Il est alors peu surprenant de noter que depuis quelques années, pendant que le processus de paix se languit, faute de courage politique, et que l’État d’Israël se découvre un nombre croissant d’ennemis internes et externes, les appels pour le rétablissement de la peine de mort se multiplient. Dans un climat de crispation extrême, il n’est pas difficile d’imaginer la pression de l’échafaud contre tout citoyen israélien d’origine palestinienne jugé coupable d’acte de « trahison », ou contre tout citoyen d’origine russe par exemple, y compris un colon, qui mettrait en danger la sécurité de l’Etat et du peuple juif. Les failles politiques et morales au sein de la société israélienne sont désormais assez profondes pour que toute dérive soit envisageable, surtout quand l’abolition n’est pas, comme l’indiquent les termes de la loi de 1964, verrouillée, c’est-à-dire interdite, « simplement et définitivement ».
Enfin, il est utile de rappeler qu’à ce jour Israël n’a pas ratifié le deuxième protocole additionnel du Pacte international des droits civils et politiques des Nations unies qui prévoit l’abolition de la peine de mort en toutes circonstances, même pour les crimes les plus graves ou en cas de guerre, et qui constitue un engagement irréversible devant la communauté internationale.
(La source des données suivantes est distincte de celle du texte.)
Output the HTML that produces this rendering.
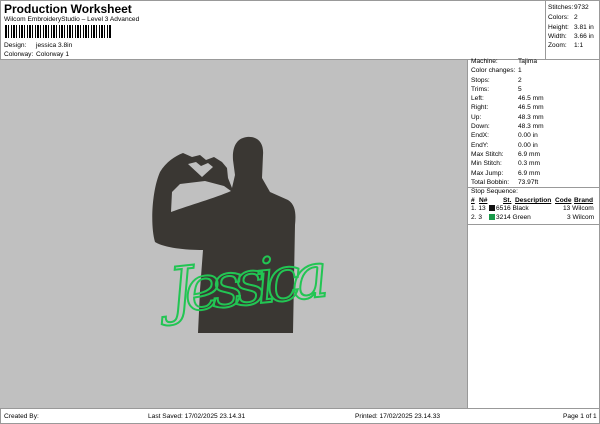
<!DOCTYPE html>
<html><head><style>
*{margin:0;padding:0;box-sizing:border-box}
body{width:600px;height:424px;background:#fff;font-family:"Liberation Sans",sans-serif;font-size:6.6px;color:#000;position:relative;overflow:hidden}
.a{position:absolute;white-space:nowrap;line-height:9px}
</style></head><body>
<div class="a" style="left:4px;top:2px;font-size:12px;font-weight:bold;line-height:14px">Production Worksheet</div>
<div class="a" style="left:4px;top:15px">Wilcom EmbroideryStudio – Level 3 Advanced</div>
<div style="position:absolute;left:5px;top:25px;width:106px;height:13px;background:repeating-linear-gradient(90deg,#000 0 2px,#fff 2px 3px,#000 3px 4px,#fff 4px 6px,#000 6px 7px,#fff 7px 8px)"></div>
<div class="a" style="left:4px;top:41px">Design:</div><div class="a" style="left:36px;top:41px">jessica 3.8in</div>
<div class="a" style="left:4px;top:50px">Colorway:</div><div class="a" style="left:36px;top:50px">Colorway 1</div>
<div style="position:absolute;left:0;top:0;width:600px;height:424px;border:1px solid #999;pointer-events:none"></div>
<div style="position:absolute;left:545px;top:0;width:1px;height:59px;background:#999"></div>
<div style="position:absolute;left:0;top:59px;width:600px;height:1px;background:#999"></div>
<div class="a" style="left:548px;top:3px">Stitches:</div><div class="a" style="left:574px;top:3px">9732</div>
<div class="a" style="left:548px;top:13px">Colors:</div><div class="a" style="left:574px;top:13px">2</div>
<div class="a" style="left:548px;top:23px">Height:</div><div class="a" style="left:574px;top:23px">3.81 in</div>
<div class="a" style="left:548px;top:32px">Width:</div><div class="a" style="left:574px;top:32px">3.66 in</div>
<div class="a" style="left:548px;top:41px">Zoom:</div><div class="a" style="left:574px;top:41px">1:1</div>
<div style="position:absolute;left:0;top:60px;width:467px;height:348px;background:#c0c0c0"></div>
<div style="position:absolute;left:467px;top:60px;width:1px;height:348px;background:#999"></div>
<svg style="position:absolute;left:0;top:60px" width="467" height="348" viewBox="0 60 467 348">
<path fill="#3a3733" d="M247,137 C258,136 264,143 263,155 L262,178 L270,192 L288,200 C296,205 296,215 295,225 L293,333 L198,333 L200,290 L203,250 C185,250 165,248 155,242 C150,225 152,190 160,172 C166,162 175,156 183,153 L192,157 L200,155 L206,160 L214,157 L222,162 L227,168 L228,178 L232,188 L235,175 L233,160 C232,145 238,138 247,137 Z"/>
<path fill="#c0c0c0" d="M188,164 L196,162 L201,166 L208,163 L213,167 L202,177 Z"/>
<path fill="#c0c0c0" d="M171,212 L172,192 L180,184 L205,181 L224,186 L231,191 C215,198 190,205 171,212 Z"/>
<text x="168" y="305" font-family="DejaVu Serif,serif" font-style="italic" font-size="62" fill="none" stroke="#22c553" stroke-width="2" transform="rotate(-6 240 280)" textLength="160">Jessica</text>
</svg>
<div class="a" style="left:471px;top:57px">Machine:</div><div class="a" style="left:518px;top:57px">Tajima</div>
<div class="a" style="left:471px;top:66px">Color changes:</div><div class="a" style="left:518px;top:66px">1</div>
<div class="a" style="left:471px;top:76px">Stops:</div><div class="a" style="left:518px;top:76px">2</div>
<div class="a" style="left:471px;top:85px">Trims:</div><div class="a" style="left:518px;top:85px">5</div>
<div class="a" style="left:471px;top:94px">Left:</div><div class="a" style="left:518px;top:94px">46.5 mm</div>
<div class="a" style="left:471px;top:103px">Right:</div><div class="a" style="left:518px;top:103px">46.5 mm</div>
<div class="a" style="left:471px;top:113px">Up:</div><div class="a" style="left:518px;top:113px">48.3 mm</div>
<div class="a" style="left:471px;top:122px">Down:</div><div class="a" style="left:518px;top:122px">48.3 mm</div>
<div class="a" style="left:471px;top:131px">EndX:</div><div class="a" style="left:518px;top:131px">0.00 in</div>
<div class="a" style="left:471px;top:141px">EndY:</div><div class="a" style="left:518px;top:141px">0.00 in</div>
<div class="a" style="left:471px;top:150px">Max Stitch:</div><div class="a" style="left:518px;top:150px">6.9 mm</div>
<div class="a" style="left:471px;top:159px">Min Stitch:</div><div class="a" style="left:518px;top:159px">0.3 mm</div>
<div class="a" style="left:471px;top:169px">Max Jump:</div><div class="a" style="left:518px;top:169px">6.9 mm</div>
<div class="a" style="left:471px;top:178px">Total Bobbin:</div><div class="a" style="left:518px;top:178px">73.97ft</div>
<div style="position:absolute;left:468px;top:187px;width:132px;height:1px;background:#999"></div>
<div class="a" style="left:471px;top:187px">Stop Sequence:</div>
<div class="a" style="left:471px;top:196px;font-weight:bold;text-decoration:underline">#</div>
<div class="a" style="left:479px;top:196px;font-weight:bold;text-decoration:underline">N#</div>
<div class="a" style="left:503px;top:196px;font-weight:bold;text-decoration:underline">St.</div>
<div class="a" style="left:515px;top:196px;font-weight:bold;text-decoration:underline">Description</div>
<div class="a" style="left:555px;top:196px;font-weight:bold;text-decoration:underline">Code</div>
<div class="a" style="left:574px;top:196px;font-weight:bold;text-decoration:underline">Brand</div>
<div class="a" style="left:471px;top:204px">1. 13</div>
<div style="position:absolute;left:489px;top:205px;width:6px;height:6px;background:#111"></div>
<div class="a" style="left:496px;top:204px">6516 Black</div><div class="a" style="left:563px;top:204px">13 Wilcom</div>
<div class="a" style="left:471px;top:213px">2. 3</div>
<div style="position:absolute;left:489px;top:214px;width:6px;height:6px;background:#1a9a4a"></div>
<div class="a" style="left:496px;top:213px">3214 Green</div><div class="a" style="left:567px;top:213px">3 Wilcom</div>
<div style="position:absolute;left:468px;top:224px;width:132px;height:1px;background:#999"></div>
<div style="position:absolute;left:0;top:408px;width:600px;height:1px;background:#999"></div>
<div class="a" style="left:4px;top:412px">Created By:</div>
<div class="a" style="left:148px;top:412px">Last Saved: 17/02/2025 23.14.31</div>
<div class="a" style="left:355px;top:412px">Printed: 17/02/2025 23.14.33</div>
<div class="a" style="left:563px;top:412px">Page 1 of 1</div>
</body></html>
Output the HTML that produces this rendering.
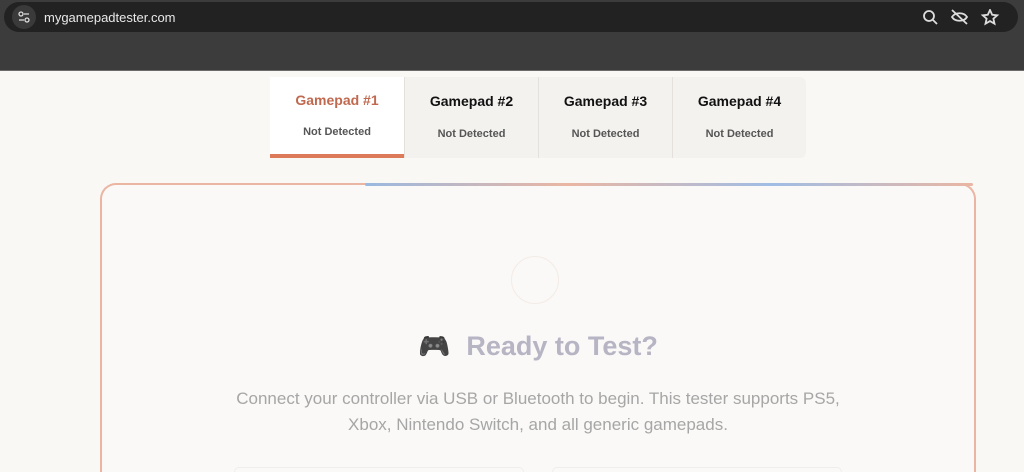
<!DOCTYPE html>
<html><head><meta charset="utf-8"><style>
*{margin:0;padding:0;box-sizing:border-box}
html,body{width:1024px;height:472px;overflow:hidden}
body{background:#faf8f5;font-family:"Liberation Sans",sans-serif;position:relative}
.top{position:absolute;left:0;top:0;width:1024px;height:71px;background:#3c3c3c;border-bottom:1px solid #6a6a6a}
.bar{position:absolute;left:4px;top:2px;width:1014px;height:30px;border-radius:15px;background:#222}
.ic{position:absolute;left:8px;top:3px;width:24px;height:24px;border-radius:12px;background:#3a3a3a}
.url{position:absolute;left:40px;top:8px;color:#e8e8e8;font-size:13px}
.tabs{position:absolute;left:270px;top:77px;width:536px;height:81px;background:#f4f2ef;border-radius:6px}
.tab{position:absolute;top:0;width:134px;height:81px;text-align:center}
.tab b{display:block;margin-top:16px;font-size:14px;color:#111}
.tab span{display:block;margin-top:19px;font-size:11px;color:#555;font-weight:bold}
.t1{left:0;background:#fff;border-bottom:4px solid #dc7a5a}
.t1 b{color:#c0694f;font-weight:bold;margin-top:15px}
.t1 span{margin-top:18px}
.sep{border-left:1px solid #e4e1dc}
.card{position:absolute;left:100px;top:183px;width:876px;height:289px;border:2px solid #eab6a3;border-bottom:none;border-radius:16px 16px 0 0;background:#faf9f7}
.grad{position:absolute;left:365px;top:183px;width:608px;height:3px;background:linear-gradient(90deg,#9ab8e0,#eab6a3,#a0bde5,#eab6a3);border-radius:2px}
.circ{position:absolute;left:511px;top:256px;width:48px;height:48px;border-radius:50%;border:1px solid #f3ebe6}
.h{position:absolute;left:418px;white-space:nowrap;top:331px;font-size:27px;font-weight:bold;color:#b7b4c4}
.h i{font-style:normal;margin-right:16px;font-size:26px;filter:grayscale(1) brightness(.7)}
.p{position:absolute;left:208px;width:660px;top:386px;text-align:center;font-size:17px;line-height:26px;color:#a6a6a6}
.btn{position:absolute;top:467px;width:290px;height:5px;border:1px solid #eee;border-bottom:none;border-radius:8px 8px 0 0}
</style></head><body>
<div class="top"><div class="bar"><div class="ic">
<svg width="24" height="24" fill="none" stroke="#ddd" stroke-width="1.3"><circle cx="9" cy="9" r="2"/><path d="M12 9h5M7 15h5"/><circle cx="15" cy="15" r="2"/></svg>
</div><div class="url">mygamepadtester.com</div>
<svg style="position:absolute;left:918px;top:7px" width="80" height="17" fill="none" stroke="#ddd" stroke-width="1.8">
<circle cx="7" cy="7" r="5"/><path d="M11 11l4 4"/>
<path d="M30 8c3-5 12-5 15 0c-3 5-12 5-15 0z"/><path d="M30 1l15 14"/>
<path d="M68 1l2.2 4.8 5 .5-3.8 3.4 1.1 5-4.5-2.6-4.5 2.6 1.1-5-3.8-3.4 5-.5z"/></svg>
</div></div>
<div class="tabs">
<div class="tab t1"><b>Gamepad #1</b><span>Not Detected</span></div>
<div class="tab sep" style="left:134px"><b>Gamepad #2</b><span>Not Detected</span></div>
<div class="tab sep" style="left:268px"><b>Gamepad #3</b><span>Not Detected</span></div>
<div class="tab sep" style="left:402px"><b>Gamepad #4</b><span>Not Detected</span></div>
</div>
<div class="card"></div><div class="grad"></div>
<div class="circ"></div>
<div class="h"><i>🎮</i>Ready to Test?</div>
<div class="p">Connect your controller via USB or Bluetooth to begin. This tester supports PS5,<br>Xbox, Nintendo Switch, and all generic gamepads.</div>
<div class="btn" style="left:234px"></div><div class="btn" style="left:552px"></div>
</body></html>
La France a par exemple ratifié ce texte le 2 octobre… 2007.
En conclusion, peu importe que la peine de mort ait été « abolie » en 1954, que la loi fondamentale n’autorise pas le caractère extra-judicaire de ces exécutions, ou encore que la tradition rabbinique limite considérablement le champ d’application de la peine capitale. Dans un climat d’usure, et pendant que le jugement de tous, au-delà de quelques exceptions nobles, est suspendu, tant que la peine de mort est possible, il est alors impossible de parler d’abolition en Israël.